Probably more likely 4780 will struggle to compete with the GTX260 and the GTX280 will sell for extortionate prices, only hope for lowing prices is the 4780X2 which will probably be a little faster than the GTX280 but more expensive.

Or at least that’s what my crystal ball is telling me. :p
 
No dual core... Single GPU!

4870 and 4850 (RV770) will be competing with G92b and unless nVIDIA alters g92 a lot, or increase its clocks a lot they will offer better performance at that segment.

R700 is the wild card, as it is rumoured that it will be priced in the high end market sector. Maybe ATi found a way to make dual gpus work effectively.
 
Thing is if nvidia don't price competively with there high end people may just buy 2 4870s or maybe 4850s which may work out faster than there top end for much cheaper. I know its using 2 cards instead of 1 but if you can get 2 for say 260 instead of 1 at 390 then i know where my money would be going.
 
Thing is if nvidia don't price competively with there high end people may just buy 2 4870s or maybe 4850s which may work out faster than there top end for much cheaper. I know its using 2 cards instead of 1 but if you can get 2 for say 260 instead of 1 at 390 then i know where my money would be going.

Nah - I've had my fill of multi-card solutions. Even if they can 'win' in average-FPS benchmarks at high res, in a majority of games, there are too many caveats.

For example, with nvidia's SLI in AFR mode (by far the most common implementation as it is the most efficient in terms of raw FPS), frames are not output uniformly. This means that 60fps in AFR mode does not appear as smooth as 60fps with a single card, since it is the maximum time between frames which the eye picks up, rather than the total FPS output.

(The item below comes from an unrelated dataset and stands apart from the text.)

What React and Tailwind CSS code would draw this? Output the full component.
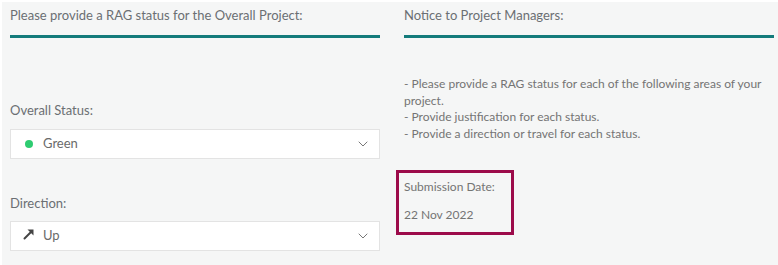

I would go for the single card solution every time, even if it were more expensive.
 
^On a related note, maybe it's time we moved away from FPS and looked at frametime instead. As you have alluded to in your post, just because you have 60 frames being rendered in a second, it doesn't mean to say that they are evenly distributed (every 16.666...ms). The reality may be that we have 45 frames in the first 500ms (equivalent to 90fps) and 15 frames in the next 500ms (equivalent to 30fps). 1 second can be a long time in a fastpaced action game, and by averaging our measurement out over a second we are disguising the biggest peaks and troughs. I think some games/benchmarks translate derive FPS from frametime on a per frame basis which is OK, but not all.

The holy grail of gaming is acheiving a maximum frametime (for any frame, not just an average) which is lower than the monitor refresh period (around 13ms for a 75hz monitor).